* **Written task**
Set down, exactly as written, the lines from the top of the data to the line that holds "import React from", and omit the pictures.

┌────────

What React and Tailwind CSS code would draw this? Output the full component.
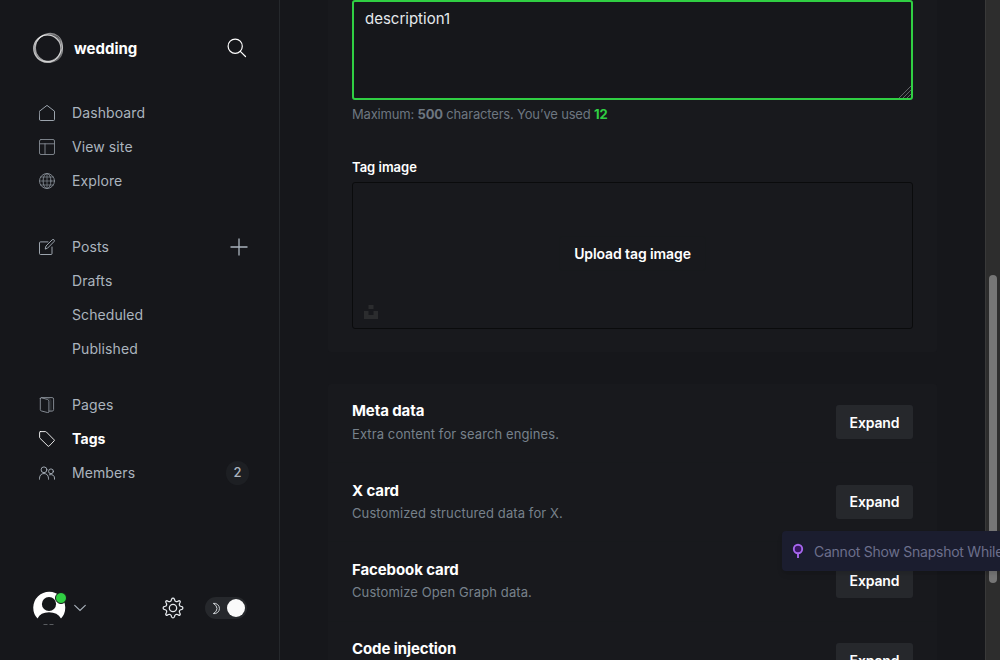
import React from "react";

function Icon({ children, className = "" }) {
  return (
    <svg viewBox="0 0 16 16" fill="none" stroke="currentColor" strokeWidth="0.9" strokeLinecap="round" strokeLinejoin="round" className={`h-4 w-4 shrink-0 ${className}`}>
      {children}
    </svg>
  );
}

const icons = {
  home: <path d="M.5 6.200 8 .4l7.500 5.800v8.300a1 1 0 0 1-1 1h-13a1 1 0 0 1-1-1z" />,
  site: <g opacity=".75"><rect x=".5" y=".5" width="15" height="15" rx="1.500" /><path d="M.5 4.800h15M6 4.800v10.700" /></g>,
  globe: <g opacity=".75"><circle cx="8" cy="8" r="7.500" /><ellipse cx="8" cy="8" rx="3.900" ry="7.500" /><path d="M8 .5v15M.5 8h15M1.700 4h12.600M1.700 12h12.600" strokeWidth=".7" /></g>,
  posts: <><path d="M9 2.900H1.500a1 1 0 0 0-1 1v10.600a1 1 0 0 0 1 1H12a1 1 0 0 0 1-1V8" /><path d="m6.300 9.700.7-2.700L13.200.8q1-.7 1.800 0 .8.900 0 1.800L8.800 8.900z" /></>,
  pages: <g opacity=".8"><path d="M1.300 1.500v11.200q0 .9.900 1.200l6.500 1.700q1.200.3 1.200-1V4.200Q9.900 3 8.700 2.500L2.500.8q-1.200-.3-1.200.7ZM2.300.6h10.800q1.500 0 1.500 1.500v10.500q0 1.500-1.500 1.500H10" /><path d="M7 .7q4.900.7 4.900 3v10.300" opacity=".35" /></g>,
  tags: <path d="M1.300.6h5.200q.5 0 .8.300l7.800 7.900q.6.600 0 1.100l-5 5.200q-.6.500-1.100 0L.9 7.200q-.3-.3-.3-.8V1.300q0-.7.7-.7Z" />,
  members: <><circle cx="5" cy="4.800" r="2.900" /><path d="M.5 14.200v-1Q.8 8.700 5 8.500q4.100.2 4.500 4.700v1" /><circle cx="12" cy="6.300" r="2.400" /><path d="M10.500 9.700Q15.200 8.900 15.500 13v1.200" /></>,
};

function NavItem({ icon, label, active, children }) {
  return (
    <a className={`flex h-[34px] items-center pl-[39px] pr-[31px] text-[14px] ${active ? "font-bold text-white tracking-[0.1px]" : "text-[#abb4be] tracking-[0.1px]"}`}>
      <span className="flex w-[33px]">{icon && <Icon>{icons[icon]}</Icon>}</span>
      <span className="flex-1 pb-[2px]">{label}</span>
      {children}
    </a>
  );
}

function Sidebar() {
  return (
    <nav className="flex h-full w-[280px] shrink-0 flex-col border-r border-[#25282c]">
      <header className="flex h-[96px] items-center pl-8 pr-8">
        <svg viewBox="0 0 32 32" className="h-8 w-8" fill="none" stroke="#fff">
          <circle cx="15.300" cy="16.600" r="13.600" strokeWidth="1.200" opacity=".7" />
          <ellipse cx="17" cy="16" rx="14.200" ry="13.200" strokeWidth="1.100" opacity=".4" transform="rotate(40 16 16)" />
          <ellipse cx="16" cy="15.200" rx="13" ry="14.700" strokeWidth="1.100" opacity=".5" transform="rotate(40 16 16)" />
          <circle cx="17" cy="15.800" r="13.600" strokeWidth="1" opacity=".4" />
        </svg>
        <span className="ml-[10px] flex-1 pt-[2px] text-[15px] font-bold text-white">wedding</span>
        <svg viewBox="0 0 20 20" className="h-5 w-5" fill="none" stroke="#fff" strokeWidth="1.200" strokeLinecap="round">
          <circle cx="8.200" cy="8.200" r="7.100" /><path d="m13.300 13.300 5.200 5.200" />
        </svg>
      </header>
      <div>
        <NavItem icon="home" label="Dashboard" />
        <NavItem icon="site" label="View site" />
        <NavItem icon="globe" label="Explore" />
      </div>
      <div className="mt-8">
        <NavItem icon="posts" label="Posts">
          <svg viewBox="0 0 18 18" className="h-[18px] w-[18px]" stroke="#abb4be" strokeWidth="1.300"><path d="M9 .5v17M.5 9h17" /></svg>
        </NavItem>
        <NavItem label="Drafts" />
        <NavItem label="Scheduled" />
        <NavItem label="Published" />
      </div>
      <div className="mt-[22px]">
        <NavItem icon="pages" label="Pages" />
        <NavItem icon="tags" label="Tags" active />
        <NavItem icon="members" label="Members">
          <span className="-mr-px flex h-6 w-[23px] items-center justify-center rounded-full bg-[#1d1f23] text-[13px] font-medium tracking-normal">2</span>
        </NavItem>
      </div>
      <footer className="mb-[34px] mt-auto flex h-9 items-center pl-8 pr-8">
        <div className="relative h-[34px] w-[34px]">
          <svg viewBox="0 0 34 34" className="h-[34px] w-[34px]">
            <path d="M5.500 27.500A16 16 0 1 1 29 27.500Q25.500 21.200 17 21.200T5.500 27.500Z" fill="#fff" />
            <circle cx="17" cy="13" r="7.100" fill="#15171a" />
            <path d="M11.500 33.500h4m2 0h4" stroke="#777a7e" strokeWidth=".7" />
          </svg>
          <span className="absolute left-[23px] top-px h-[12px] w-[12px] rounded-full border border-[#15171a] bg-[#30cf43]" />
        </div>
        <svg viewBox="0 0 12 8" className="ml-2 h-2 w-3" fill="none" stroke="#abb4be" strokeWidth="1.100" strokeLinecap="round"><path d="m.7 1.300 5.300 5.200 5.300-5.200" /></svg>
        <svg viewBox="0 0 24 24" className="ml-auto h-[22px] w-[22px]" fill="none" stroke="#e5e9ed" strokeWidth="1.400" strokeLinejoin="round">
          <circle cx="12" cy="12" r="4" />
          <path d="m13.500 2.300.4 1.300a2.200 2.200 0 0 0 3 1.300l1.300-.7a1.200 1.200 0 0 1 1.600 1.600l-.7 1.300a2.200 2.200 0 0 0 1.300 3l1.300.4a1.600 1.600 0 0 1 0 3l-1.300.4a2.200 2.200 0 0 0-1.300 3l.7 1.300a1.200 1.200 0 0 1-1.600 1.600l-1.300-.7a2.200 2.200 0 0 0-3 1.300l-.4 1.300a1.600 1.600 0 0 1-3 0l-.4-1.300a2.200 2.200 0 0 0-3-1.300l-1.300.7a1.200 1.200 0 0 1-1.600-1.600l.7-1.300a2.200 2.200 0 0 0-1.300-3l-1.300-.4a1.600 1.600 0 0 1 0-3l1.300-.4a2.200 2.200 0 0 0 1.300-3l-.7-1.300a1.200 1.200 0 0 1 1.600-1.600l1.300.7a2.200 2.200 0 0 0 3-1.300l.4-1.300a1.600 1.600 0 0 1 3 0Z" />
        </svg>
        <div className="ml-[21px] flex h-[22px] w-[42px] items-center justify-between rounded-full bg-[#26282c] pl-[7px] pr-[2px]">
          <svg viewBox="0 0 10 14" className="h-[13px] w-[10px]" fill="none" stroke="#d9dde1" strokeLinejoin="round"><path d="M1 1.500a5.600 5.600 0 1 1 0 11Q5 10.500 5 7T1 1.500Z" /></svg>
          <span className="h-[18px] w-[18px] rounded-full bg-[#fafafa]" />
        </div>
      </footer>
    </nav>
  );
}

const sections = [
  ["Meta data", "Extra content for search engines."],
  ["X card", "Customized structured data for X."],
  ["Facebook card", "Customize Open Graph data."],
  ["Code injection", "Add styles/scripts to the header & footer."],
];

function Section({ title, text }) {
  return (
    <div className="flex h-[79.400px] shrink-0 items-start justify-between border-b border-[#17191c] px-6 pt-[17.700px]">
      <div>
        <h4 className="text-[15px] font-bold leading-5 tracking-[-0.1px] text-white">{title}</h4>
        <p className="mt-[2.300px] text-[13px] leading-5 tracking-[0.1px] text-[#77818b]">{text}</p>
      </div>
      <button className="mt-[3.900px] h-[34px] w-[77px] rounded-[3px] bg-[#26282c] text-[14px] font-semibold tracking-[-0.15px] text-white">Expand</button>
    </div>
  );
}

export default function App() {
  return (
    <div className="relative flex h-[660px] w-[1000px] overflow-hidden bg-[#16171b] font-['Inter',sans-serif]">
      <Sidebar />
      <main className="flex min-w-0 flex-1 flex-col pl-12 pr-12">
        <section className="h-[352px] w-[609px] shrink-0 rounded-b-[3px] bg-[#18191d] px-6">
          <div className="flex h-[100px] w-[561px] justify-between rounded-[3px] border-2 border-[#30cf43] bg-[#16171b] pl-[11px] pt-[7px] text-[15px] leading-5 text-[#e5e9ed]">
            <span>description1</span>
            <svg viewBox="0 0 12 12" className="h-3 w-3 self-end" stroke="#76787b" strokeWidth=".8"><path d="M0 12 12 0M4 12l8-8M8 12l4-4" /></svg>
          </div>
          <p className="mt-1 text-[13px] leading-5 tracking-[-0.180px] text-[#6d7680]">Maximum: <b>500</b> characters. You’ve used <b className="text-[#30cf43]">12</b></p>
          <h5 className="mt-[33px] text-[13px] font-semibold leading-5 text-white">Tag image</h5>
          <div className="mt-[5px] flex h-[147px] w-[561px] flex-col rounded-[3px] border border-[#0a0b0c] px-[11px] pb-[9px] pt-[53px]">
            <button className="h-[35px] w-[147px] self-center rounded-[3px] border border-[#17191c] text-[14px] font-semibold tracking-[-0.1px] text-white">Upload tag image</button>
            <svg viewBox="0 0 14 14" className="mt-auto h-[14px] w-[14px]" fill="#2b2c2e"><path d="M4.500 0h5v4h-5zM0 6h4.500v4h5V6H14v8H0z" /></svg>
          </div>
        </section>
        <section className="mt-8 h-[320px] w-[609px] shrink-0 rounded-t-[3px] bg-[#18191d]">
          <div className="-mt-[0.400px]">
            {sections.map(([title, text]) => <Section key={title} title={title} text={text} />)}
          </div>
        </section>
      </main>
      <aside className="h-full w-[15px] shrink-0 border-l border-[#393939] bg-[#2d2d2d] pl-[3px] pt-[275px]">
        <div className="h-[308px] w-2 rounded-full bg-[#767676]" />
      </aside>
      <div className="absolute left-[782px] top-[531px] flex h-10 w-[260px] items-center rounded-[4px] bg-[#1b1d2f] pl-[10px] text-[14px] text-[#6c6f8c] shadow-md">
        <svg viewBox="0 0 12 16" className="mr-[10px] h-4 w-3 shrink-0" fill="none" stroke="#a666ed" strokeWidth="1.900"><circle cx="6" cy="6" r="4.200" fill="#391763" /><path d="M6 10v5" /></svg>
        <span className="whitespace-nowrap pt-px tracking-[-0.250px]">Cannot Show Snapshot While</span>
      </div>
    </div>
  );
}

└────────

* **Correct result**
What React and Tailwind CSS code would draw this? Output the full component.
import React from "react";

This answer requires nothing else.